Q4 fiscal 2026 revenue was $86.8M, an 11.55% beat versus the $77.81M consensus, with LTM revenue up ~26%. Planet shipped three Pelican satellites for a SpaceX CAS500/2 rideshare to scale its 50 cm constellation and plans second-generation 30 cm launches later in 2026, using NVIDIA Jetson AI for onboard processing to reduce latency. Shares have returned ~1,032% over the past year (market cap $12.4B); Needham raised its PT to $40 (Buy) and Goldman to $18 (Neutral). The company will redeem all outstanding public warrants on April 27, 2026 at $0.01 per warrant.

Analysis

The market is re-pricing structural optionality: moving from raw imagery to on-board inference shifts value from high-throughput ground infrastructure to software/analytics and edge-AI suppliers. That bifurcation creates two distinct margin pools over 12–36 months — recurring subscription/analytics revenue that scales with revisit frequency, and one-off hardware/launch revenue that is lumpy and capital-intensive. Edge-AI incumbents with flight-qualified stacks (software, chip validation, thermal/mech heritage) gain pricing power, while pure-play imagery commoditizers face margin erosion unless they bolt on analytics or exclusive data rights. Operational cadence is now the primary near-term catalyst; revenue recognition and defense contracting will follow discrete launch/commissioning milestones, so expect material moves on 3–6 month windows around successful commissioning or announced government awards. Tail risks cluster in hardware: launch failures, rad‑hard/ITAR supply disruptions, and a single large customer (defense) re-negotiating terms can flip margin expansion to disappointment within a quarter. Warrant/overhang clean-up is a near-term structural positive for free-float and multiple expansion but only matters if growth converts to free cash flow within 12–24 months.

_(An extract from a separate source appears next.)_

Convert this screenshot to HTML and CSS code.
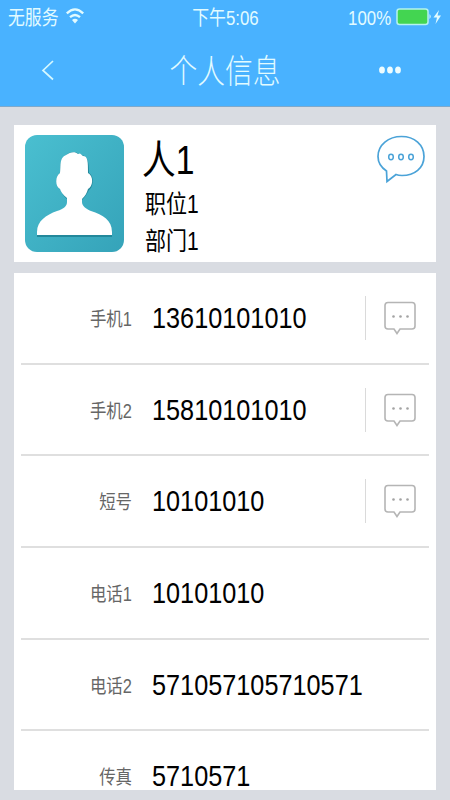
FILE: index.html
```html
<!DOCTYPE html>
<html lang="zh-CN">
<head>
<meta charset="utf-8">
<title>个人信息</title>
<link rel="stylesheet" href="styles.css">
</head>
<body>
<svg class="defs" width="0" height="0">
  <symbol id="sms" viewBox="0 0 34 36">
    <path d="M5 2.5H29Q32 2.5 32 5.5V26Q32 29 29 29H17L14 33.500L11 29H5Q2 29 2 26V5.500Q2 2.500 5 2.500Z" fill="none" stroke="#b5b5b5" stroke-width="1.600"/>
    <g fill="#a3a3a3"><circle cx="10.500" cy="16.500" r="1.300"/><circle cx="17.500" cy="16.500" r="1.300"/><circle cx="24.500" cy="16.500" r="1.300"/></g>
  </symbol>
</svg>
<header class="top">
  <div class="status">
    <div class="carrier"><span class="narrow left">无服务</span></div>
    <svg class="wifi" width="20" height="18" viewBox="0 0 20 18">
      <g fill="none" stroke="#e2fbff" stroke-width="2.300"><path d="M1.800 6.300Q10 -1.500 18.200 6.300"/><path d="M5 10.200Q10 5.800 15 10.200"/></g>
      <path d="M7 13Q10 10.500 13 13L10 16.500Z" fill="#e2fbff"/>
    </svg>
    <div class="time"><span class="narrow center">下午5:06</span></div>
    <div class="percent"><span class="narrow right">100%</span></div>
    <svg class="battery" width="48" height="20" viewBox="0 0 48 20">
      <rect x="1" y="2" width="31" height="15.500" rx="2.500" fill="#43d551" stroke="#b5f3ee" stroke-width="1.500"/>
      <path d="M33.500 7Q36 9.500 33.500 12Z" fill="#d5faff"/>
      <path d="M43 3L37.500 10.500H41L39.500 17L45 8.500H41.500Z" fill="#e2fbff"/>
    </svg>
  </div>
  <nav class="nav">
    <svg class="back" width="16" height="24" viewBox="0 0 16 24"><path d="M13 3L3 12.500L13 21.500" fill="none" stroke="#d5f8ff" stroke-width="1.700"/></svg>
    <h1 class="title"><span class="narrow center">个人信息</span></h1>
    <svg class="more" width="24" height="10" viewBox="0 0 24 10"><g fill="#edfcff"><ellipse cx="4" cy="5" rx="2.900" ry="3.500"/><ellipse cx="12" cy="5" rx="2.900" ry="3.500"/><ellipse cx="20" cy="5" rx="2.900" ry="3.500"/></g></svg>
  </nav>
</header>
<main class="page">
  <section class="profile">
    <svg class="avatar" width="99" height="117" viewBox="0 0 99 117">
      <defs><linearGradient id="teal" x1="0" y1="0" x2="1" y2="1"><stop offset="0" stop-color="#4abfd0"/><stop offset="1" stop-color="#35a3b9"/></linearGradient></defs>
      <rect width="99" height="117" rx="12" fill="url(#teal)"/>
      <path d="M12 101V98C12 87 21 81 32 77C39 75 42 73 42 69V64C38 61 37 58 36 55C31 53 30 41 35 38C36 30 34 24 41 20C46 16 51 16 55 20C63 20 64 27 64 38C70 41 68 53 64 55C62 59 60 62 57 65V69C57 73 61 75 66 77C78 81 87 86 87 98V102H12Z" fill="#23889b"/>
      <path d="M12 100V97C12 86 21 80 32 76C39 74 42 71 42 67V63C38 60 36 57 35 54C30 52 30 41 35 38C36 30 34 23 41 20C45 17 50 16 53 19L55 18.500L58 21C63 21 63 27 63 38C69 41 68 52 63 54C62 58 60 61 57 64V67C57 71 61 74 66 76C78 80 87 85 87 97V100Z" fill="#fff"/>
    </svg>
    <div class="who">
      <div class="name"><span class="narrow left">人1</span></div>
      <div class="detail"><span class="narrow left">职位1</span></div>
      <div class="detail"><span class="narrow left">部门1</span></div>
    </div>
    <svg class="chat" width="50" height="50" viewBox="0 0 50 50">
      <path d="M10.500 37C4.500 33 2 28 2 22.500C2 11 12.500 2.500 25.500 2.500S48 11 48 22.500S38.500 41.500 26 41.500Q22.500 41.500 20 40.500L11 47.500Z" fill="none" stroke="#4ba3d8" stroke-width="1.700"/>
      <g fill="none" stroke="#4ba3d8" stroke-width="1.500"><ellipse cx="15" cy="23" rx="2.300" ry="2.700"/><ellipse cx="25" cy="23" rx="2.300" ry="2.700"/><ellipse cx="35" cy="23" rx="2.300" ry="2.700"/></g>
    </svg>
  </section>
  <section class="contacts">
    <div class="row"><div class="label"><span class="narrow right">手机1</span></div><div class="value"><span class="narrow left">13610101010</span></div><div class="action"><svg width="34" height="36"><use href="#sms"/></svg></div></div>
    <div class="row"><div class="label"><span class="narrow right">手机2</span></div><div class="value"><span class="narrow left">15810101010</span></div><div class="action"><svg width="34" height="36"><use href="#sms"/></svg></div></div>
    <div class="row"><div class="label"><span class="narrow right">短号</span></div><div class="value"><span class="narrow left">10101010</span></div><div class="action"><svg width="34" height="36"><use href="#sms"/></svg></div></div>
    <div class="row"><div class="label"><span class="narrow right">电话1</span></div><div class="value"><span class="narrow left">10101010</span></div></div>
    <div class="row"><div class="label"><span class="narrow right">电话2</span></div><div class="value"><span class="narrow left">571057105710571</span></div></div>
    <div class="row last"><div class="label"><span class="narrow right">传真</span></div><div class="value"><span class="narrow left">5710571</span></div></div>
  </section>
</main>
</body>
</html>
```
FILE: styles.css
```css
* { box-sizing: border-box; }
body {
  margin: 0;
  width: 450px;
  height: 800px;
  overflow: hidden;
  display: flex;
  flex-direction: column;
  background: #d9dce2;
  color: #000;
  font-family: "Liberation Sans", "Noto Sans CJK SC", sans-serif;
}
svg { display: block; flex: none; }
.defs { display: none; }
.narrow { display: inline-block; white-space: nowrap; transform: scaleX(.842); }
.left { transform-origin: left center; }
.center { transform-origin: center; }
.right { transform-origin: right center; }

.top { height: 107px; flex: none; background: #49b2ff; color: #e2fbff; border-bottom: 1px solid #7fa9cb; }
.status {
  height: 34px;
  display: grid;
  grid-template-columns: 57px 60px 201px 73px 1fr;
  align-items: center;
  padding-left: 8px;
  font-size: 20px;
  line-height: 36px;
}
.carrier, .time, .percent { height: 34px; }
.wifi { margin-bottom: 3px; }
.time { text-align: center; }
.percent { text-align: right; padding-right: 8px; }
.battery { margin-left: -3px; }
.nav {
  height: 72px;
  display: grid;
  grid-template-columns: 60px 1fr 60px;
  align-items: center;
  padding: 0 40px;
}
.title { height: 72px; margin: 0; text-align: center; font-size: 33px; font-weight: 300; line-height: 76px; }
.more { justify-self: end; margin-right: 8px; }

.page {
  height: 693px;
  padding: 18px 14px 10px;
  display: flex;
  flex-direction: column;
  gap: 11px;
}
.profile {
  height: 137px;
  flex: none;
  display: flex;
  align-items: flex-start;
  background: #fff;
  padding: 10px 9px 0 11px;
}
.who { flex: 1; padding-left: 18px; }
.chat { margin-top: -1px; margin-right: 1px; }
.name { height: 51px; font-size: 40px; line-height: 50px; }
.detail { height: 37px; padding-left: 3px; font-size: 25px; line-height: 36px; }
.contacts { flex: 1; min-height: 0; background: #fff; padding: 0 7px; }
.row {
  height: 91.7px;
  display: grid;
  grid-template-columns: 111px 234px 1fr;
  align-items: center;
  border-bottom: 2px solid #dfdfdf;
}
.last { height: 58px; align-items: start; padding-top: 32px; border-bottom: 0; }
.label { position: relative; top: 1px; text-align: right; font-size: 19.5px; line-height: 22px; color: #666; }
.last .label { padding-top: 2px; }
.value { padding-left: 19.5px; font-size: 30px; line-height: 26px; }
.action { height: 44px; padding-left: 17px; margin-left: -1px; border-left: 1px solid #dadada; display: flex; align-items: center; }
```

Consensus neglects the pace risk of monetization — higher resolution and lower latency are necessary but not sufficient to re-rate to mature SaaS multiples; monetization requires integrated pipelines (change orders, analytics SLAs, data fusion). Valuation upside therefore is conditional: beats on multi-year contract wins or tighter unit economics justify upside; otherwise the market can mark down to growth-at-a-price multiples quickly. Watch launch cadence, unit NREs, and any sign that customers push for lower per-scene pricing as leading indicators of mean reversion.